For cornerbacks, the value allowed (in terms of EPA) from the slot was more stable (0.123) at the team level than from the outside (0.075), but correlation coefficients were pretty small at the player level for both. PFF grades for outside cornerbacks were more stable than for slot players both at the team level and the individual level. We’ve hypothesized that this is due to the fact that many players are not trained at the college level in the slot, and the transition from outside cornerback to the slot is not a trivial one even for professional football players.
While we have banged the drum for the value of coverage (it correlates with winning more than any other defensive facet we grade), it’s important to note that this comes with the results we’ve written today – that coverage from various positions (at least how we’ve measured them – through PFF grades and EPA) are not as stable season-to-season as other traits we’ve explored.
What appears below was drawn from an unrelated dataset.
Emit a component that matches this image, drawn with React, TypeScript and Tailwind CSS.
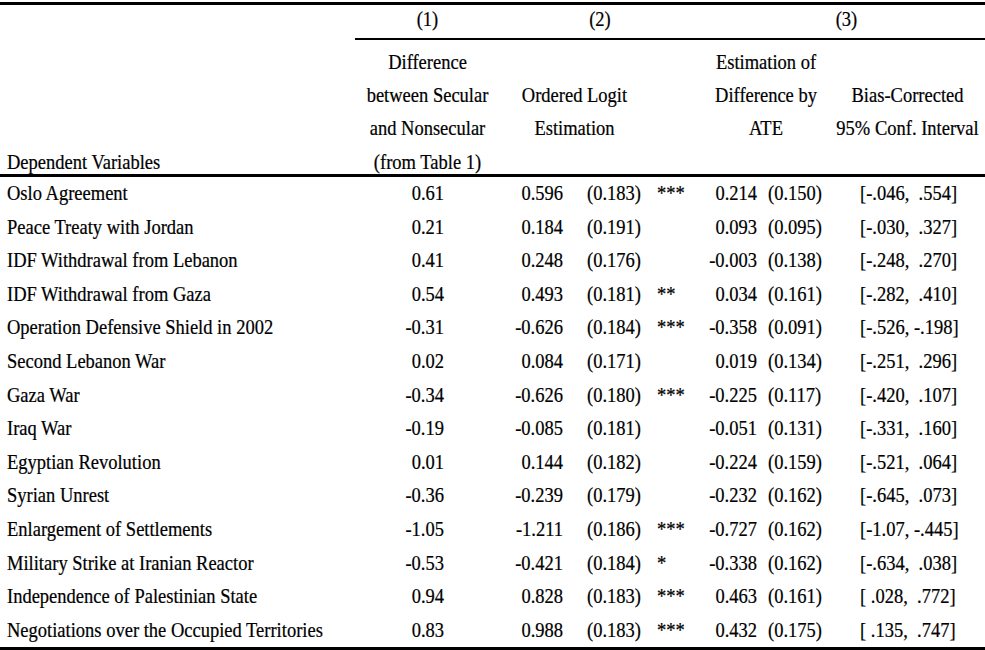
const rows = [
  ["Oslo Agreement", "0.61", "0.596", "(0.183)", "***", "0.214", "(0.150)", "[-.046,  .554]"],
  ["Peace Treaty with Jordan", "0.21", "0.184", "(0.191)", "", "0.093", "(0.095)", "[-.030,  .327]"],
  ["IDF Withdrawal from Lebanon", "0.41", "0.248", "(0.176)", "", "-0.003", "(0.138)", "[-.248,  .270]"],
  ["IDF Withdrawal from Gaza", "0.54", "0.493", "(0.181)", "**", "0.034", "(0.161)", "[-.282,  .410]"],
  ["Operation Defensive Shield in 2002", "-0.31", "-0.626", "(0.184)", "***", "-0.358", "(0.091)", "[-.526, -.198]"],
  ["Second Lebanon War", "0.02", "0.084", "(0.171)", "", "0.019", "(0.134)", "[-.251,  .296]"],
  ["Gaza War", "-0.34", "-0.626", "(0.180)", "***", "-0.225", "(0.117)", "[-.420,  .107]"],
  ["Iraq War", "-0.19", "-0.085", "(0.181)", "", "-0.051", "(0.131)", "[-.331,  .160]"],
  ["Egyptian Revolution", "0.01", "0.144", "(0.182)", "", "-0.224", "(0.159)", "[-.521,  .064]"],
  ["Syrian Unrest", "-0.36", "-0.239", "(0.179)", "", "-0.232", "(0.162)", "[-.645,  .073]"],
  ["Enlargement of Settlements", "-1.05", "-1.211", "(0.186)", "***", "-0.727", "(0.162)", "[-1.07, -.445]"],
  ["Military Strike at Iranian Reactor", "-0.53", "-0.421", "(0.184)", "*", "-0.338", "(0.162)", "[-.634,  .038]"],
  ["Independence of Palestinian State", "0.94", "0.828", "(0.183)", "***", "0.463", "(0.161)", "[ .028,  .772]"],
  ["Negotiations over the Occupied Territories", "0.83", "0.988", "(0.183)", "***", "0.432", "(0.175)", "[ .135,  .747]"],
]

// column widths: label | (1) | coef | se | stars | est | se | ci  => 985px
const grid = "grid grid-cols-[355px_145px_75px_70px_55px_62px_68px_155px]"
// the scan is a little taller than the font, stretch glyphs to match
const tall = "scale-y-[1.12]"

export default function App() {
  return (
    <div className="w-[985px] h-[650px] overflow-hidden bg-white pt-[2px] text-black text-[18.5px] [-webkit-text-stroke:0.2px_black] font-['Liberation_Serif','Times_New_Roman',serif] whitespace-nowrap">
      <div className="border-t-[3px] border-black">
        {/* column numbers */}
        <div className="flex">
          <div className="w-[355px]" />
          <div className="flex-1 grid grid-cols-[145px_200px_285px] leading-[29px] pb-[4px] border-b-2 border-black text-center">
            <div className={tall}>(1)</div>
            <div className={tall}>(2)</div>
            <div className={`${tall} pl-[8px]`}>(3)</div>
          </div>
        </div>

        {/* header */}
        <div className={`${grid} pt-[11px] pb-[1.5px] leading-[22px] border-b-[3px] border-black`}>
          <div className="flex flex-col justify-end pl-[7px]">
            <span className={tall}>Dependent Variables</span>
          </div>
          <div className="flex flex-col items-center gap-[11.2px]">
            <span className={tall}>Difference</span>
            <span className={tall}>between Secular</span>
            <span className={tall}>and Nonsecular</span>
            <span className={tall}>(from Table 1)</span>
          </div>
          <div className="col-span-2 flex flex-col items-center gap-[11.2px] pt-[33.2px] pl-[4px]">
            <span className={tall}>Ordered Logit</span>
            <span className={tall}>Estimation</span>
          </div>
          <div />
          <div className="col-span-2 flex flex-col items-center gap-[11.2px] pl-[2px]">
            <span className={tall}>Estimation of</span>
            <span className={tall}>Difference by</span>
            <span className={tall}>ATE</span>
          </div>
          <div className="flex flex-col items-center gap-[11.2px] pt-[33.2px]">
            <span className={tall}>Bias-Corrected</span>
            <span className={tall}>95% Conf. Interval</span>
          </div>
        </div>

        {/* body */}
        <div className="border-b-[3px] border-black leading-[33.6px]">
          {rows.map((r) => (
            <div key={r[0]} className={grid}>
              <div className={`${tall} pl-[7px]`}>{r[0]}</div>
              <div className={`${tall} text-right pr-[56px]`}>{r[1]}</div>
              <div className={`${tall} text-right pr-[12px]`}>{r[2]}</div>
              <div className={`${tall} pl-[12px]`}>{r[3]}</div>
              <div className={`${tall} pl-[12px]`}>{r[4]}</div>
              <div className={`${tall} text-right pr-[5px]`}>{r[5]}</div>
              <div className={`${tall} pl-[6px]`}>{r[6]}</div>
              <div className={`${tall} pl-[30px] whitespace-pre`}>{r[7]}</div>
            </div>
          ))}
        </div>
      </div>
    </div>
  )
}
We would argue that this means to throw more resources at the problem (i.e. the 2018 Philadelphia Eagles, who drafted two cornerbacks in the top three rounds and acquired two veterans before the season) and play the best players that emerge from the scrum. We are seeing this happening this offseason as well (e.g. the Chargers), and time will tell they can leverage this into fulfilling their lofty expectations as a team.